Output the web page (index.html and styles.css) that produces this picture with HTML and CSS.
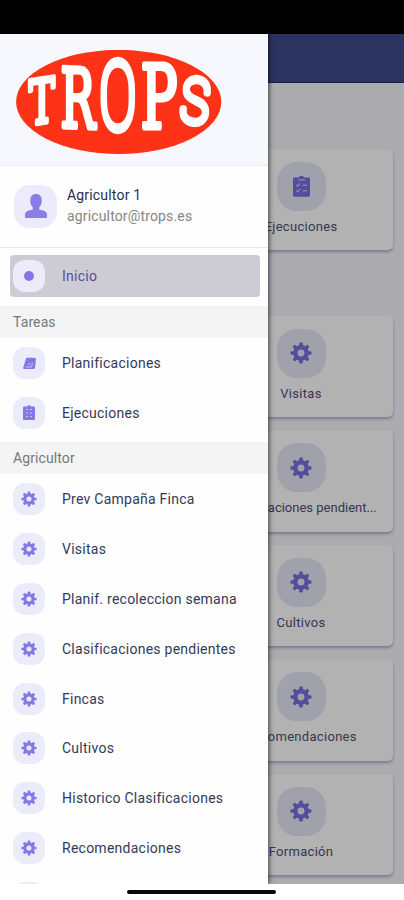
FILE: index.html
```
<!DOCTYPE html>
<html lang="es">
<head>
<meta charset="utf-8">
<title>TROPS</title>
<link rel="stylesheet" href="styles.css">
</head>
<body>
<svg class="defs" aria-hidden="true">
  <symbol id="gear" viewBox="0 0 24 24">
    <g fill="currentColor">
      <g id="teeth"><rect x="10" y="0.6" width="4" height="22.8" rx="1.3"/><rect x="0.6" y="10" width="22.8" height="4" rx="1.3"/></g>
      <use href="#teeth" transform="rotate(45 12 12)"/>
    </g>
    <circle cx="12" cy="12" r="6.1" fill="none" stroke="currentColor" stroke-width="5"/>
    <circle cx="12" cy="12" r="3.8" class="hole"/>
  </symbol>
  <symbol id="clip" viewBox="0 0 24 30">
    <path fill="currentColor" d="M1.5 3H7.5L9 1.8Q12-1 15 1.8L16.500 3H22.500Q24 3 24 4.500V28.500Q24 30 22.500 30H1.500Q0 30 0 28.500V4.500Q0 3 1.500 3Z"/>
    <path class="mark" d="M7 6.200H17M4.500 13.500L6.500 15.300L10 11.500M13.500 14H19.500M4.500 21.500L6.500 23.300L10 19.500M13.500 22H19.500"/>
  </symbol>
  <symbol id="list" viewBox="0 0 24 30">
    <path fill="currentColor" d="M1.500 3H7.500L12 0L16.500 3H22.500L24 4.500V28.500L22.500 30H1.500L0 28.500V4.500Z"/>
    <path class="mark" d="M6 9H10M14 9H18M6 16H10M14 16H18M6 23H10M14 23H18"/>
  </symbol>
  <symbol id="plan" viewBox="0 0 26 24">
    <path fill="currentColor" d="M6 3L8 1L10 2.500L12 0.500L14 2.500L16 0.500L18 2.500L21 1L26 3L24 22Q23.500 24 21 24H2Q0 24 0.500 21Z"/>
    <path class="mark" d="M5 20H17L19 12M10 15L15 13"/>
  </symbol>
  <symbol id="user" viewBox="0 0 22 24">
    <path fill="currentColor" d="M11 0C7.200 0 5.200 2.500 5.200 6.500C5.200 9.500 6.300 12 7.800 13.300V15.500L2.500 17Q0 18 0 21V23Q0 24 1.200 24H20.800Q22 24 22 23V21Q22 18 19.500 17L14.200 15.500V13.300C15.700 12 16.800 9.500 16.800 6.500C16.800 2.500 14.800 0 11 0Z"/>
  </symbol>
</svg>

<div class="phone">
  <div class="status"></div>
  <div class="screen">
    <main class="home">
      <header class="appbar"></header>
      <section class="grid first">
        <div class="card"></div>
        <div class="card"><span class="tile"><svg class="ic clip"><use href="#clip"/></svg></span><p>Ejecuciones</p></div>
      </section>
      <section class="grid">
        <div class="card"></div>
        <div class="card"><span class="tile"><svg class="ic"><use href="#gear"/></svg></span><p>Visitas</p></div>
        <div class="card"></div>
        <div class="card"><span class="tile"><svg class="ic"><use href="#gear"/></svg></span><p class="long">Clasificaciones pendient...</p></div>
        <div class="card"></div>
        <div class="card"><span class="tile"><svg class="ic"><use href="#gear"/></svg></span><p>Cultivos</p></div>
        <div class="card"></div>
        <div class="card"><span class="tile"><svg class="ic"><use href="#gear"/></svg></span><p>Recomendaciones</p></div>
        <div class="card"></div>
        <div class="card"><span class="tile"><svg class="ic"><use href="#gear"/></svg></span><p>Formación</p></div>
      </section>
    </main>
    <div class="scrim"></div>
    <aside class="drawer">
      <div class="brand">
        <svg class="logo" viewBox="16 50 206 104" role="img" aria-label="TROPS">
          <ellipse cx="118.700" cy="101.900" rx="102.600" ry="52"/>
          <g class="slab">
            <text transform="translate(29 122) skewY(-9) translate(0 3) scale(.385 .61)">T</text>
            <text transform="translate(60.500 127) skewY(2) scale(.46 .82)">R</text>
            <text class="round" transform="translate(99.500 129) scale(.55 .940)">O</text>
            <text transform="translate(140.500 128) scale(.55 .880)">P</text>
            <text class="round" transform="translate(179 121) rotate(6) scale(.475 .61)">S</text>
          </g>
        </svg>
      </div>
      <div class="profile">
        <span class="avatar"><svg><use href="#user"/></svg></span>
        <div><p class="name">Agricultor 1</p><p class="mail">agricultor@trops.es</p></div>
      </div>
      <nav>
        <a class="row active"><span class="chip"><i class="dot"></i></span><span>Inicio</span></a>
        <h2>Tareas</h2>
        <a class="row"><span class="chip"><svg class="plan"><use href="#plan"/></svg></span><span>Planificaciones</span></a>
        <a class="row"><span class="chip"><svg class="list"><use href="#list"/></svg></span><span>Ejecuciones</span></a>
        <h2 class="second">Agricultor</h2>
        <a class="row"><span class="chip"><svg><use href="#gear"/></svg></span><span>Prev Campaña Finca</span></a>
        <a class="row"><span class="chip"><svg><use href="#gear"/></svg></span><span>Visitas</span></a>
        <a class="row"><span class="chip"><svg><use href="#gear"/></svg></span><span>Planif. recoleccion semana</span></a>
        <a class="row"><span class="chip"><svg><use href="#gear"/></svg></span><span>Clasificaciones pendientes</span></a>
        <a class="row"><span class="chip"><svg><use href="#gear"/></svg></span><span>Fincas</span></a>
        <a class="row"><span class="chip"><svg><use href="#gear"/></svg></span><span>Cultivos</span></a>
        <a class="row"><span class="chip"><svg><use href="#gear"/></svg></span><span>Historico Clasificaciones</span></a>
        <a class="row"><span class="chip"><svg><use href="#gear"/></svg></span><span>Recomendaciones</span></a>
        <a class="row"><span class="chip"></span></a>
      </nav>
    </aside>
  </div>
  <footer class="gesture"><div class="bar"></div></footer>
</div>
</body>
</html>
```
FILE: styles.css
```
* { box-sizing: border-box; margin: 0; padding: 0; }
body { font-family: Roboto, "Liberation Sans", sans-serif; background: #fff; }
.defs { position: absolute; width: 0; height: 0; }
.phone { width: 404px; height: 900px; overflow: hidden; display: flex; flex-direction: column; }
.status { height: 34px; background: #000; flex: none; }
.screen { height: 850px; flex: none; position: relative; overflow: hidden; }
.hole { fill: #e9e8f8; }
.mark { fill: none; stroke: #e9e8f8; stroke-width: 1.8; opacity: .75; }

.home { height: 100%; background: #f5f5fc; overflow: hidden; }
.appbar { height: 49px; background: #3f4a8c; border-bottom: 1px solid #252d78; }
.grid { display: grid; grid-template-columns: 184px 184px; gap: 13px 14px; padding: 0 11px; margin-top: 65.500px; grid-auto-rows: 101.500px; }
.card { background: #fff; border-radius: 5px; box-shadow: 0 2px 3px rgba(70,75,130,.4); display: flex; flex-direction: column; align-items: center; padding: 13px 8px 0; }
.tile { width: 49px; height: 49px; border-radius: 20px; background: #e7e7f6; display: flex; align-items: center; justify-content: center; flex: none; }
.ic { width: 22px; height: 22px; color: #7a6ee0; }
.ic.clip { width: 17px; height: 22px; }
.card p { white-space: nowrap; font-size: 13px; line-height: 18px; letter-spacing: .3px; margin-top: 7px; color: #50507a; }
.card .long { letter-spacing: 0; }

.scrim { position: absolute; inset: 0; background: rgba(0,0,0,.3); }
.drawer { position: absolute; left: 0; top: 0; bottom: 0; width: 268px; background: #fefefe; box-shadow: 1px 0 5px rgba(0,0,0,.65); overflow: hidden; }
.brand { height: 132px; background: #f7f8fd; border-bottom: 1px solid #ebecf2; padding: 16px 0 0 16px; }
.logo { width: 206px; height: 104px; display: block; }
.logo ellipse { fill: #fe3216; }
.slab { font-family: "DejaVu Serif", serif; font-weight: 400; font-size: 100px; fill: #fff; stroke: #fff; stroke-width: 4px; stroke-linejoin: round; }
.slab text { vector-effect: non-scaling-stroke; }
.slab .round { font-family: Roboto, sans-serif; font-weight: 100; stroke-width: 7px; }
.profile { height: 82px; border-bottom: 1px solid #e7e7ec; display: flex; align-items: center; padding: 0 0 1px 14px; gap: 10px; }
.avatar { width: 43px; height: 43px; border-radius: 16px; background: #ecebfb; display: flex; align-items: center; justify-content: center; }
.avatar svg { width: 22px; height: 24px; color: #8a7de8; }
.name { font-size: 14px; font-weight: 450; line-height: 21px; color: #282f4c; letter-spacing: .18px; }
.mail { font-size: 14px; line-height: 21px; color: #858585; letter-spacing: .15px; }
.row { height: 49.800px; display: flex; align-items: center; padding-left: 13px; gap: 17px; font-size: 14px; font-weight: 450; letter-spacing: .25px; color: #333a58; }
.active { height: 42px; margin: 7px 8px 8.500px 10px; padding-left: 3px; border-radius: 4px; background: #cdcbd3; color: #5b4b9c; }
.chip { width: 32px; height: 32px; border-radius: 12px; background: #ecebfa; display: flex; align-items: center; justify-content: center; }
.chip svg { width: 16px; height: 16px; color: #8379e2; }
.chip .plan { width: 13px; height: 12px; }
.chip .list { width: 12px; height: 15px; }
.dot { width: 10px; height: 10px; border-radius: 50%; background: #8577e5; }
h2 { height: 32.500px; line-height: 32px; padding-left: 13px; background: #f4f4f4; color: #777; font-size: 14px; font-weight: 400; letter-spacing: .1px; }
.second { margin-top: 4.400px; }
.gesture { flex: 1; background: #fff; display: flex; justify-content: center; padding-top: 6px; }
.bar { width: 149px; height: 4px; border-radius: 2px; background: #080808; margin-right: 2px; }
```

· · · · · · ·

Filter the listing above for the string "styles" and copy every matching line.

WRITTEN ANSWER:
Output the web page (index.html and styles.css) that produces this picture with HTML and CSS.
<link rel="stylesheet" href="styles.css">
FILE: styles.css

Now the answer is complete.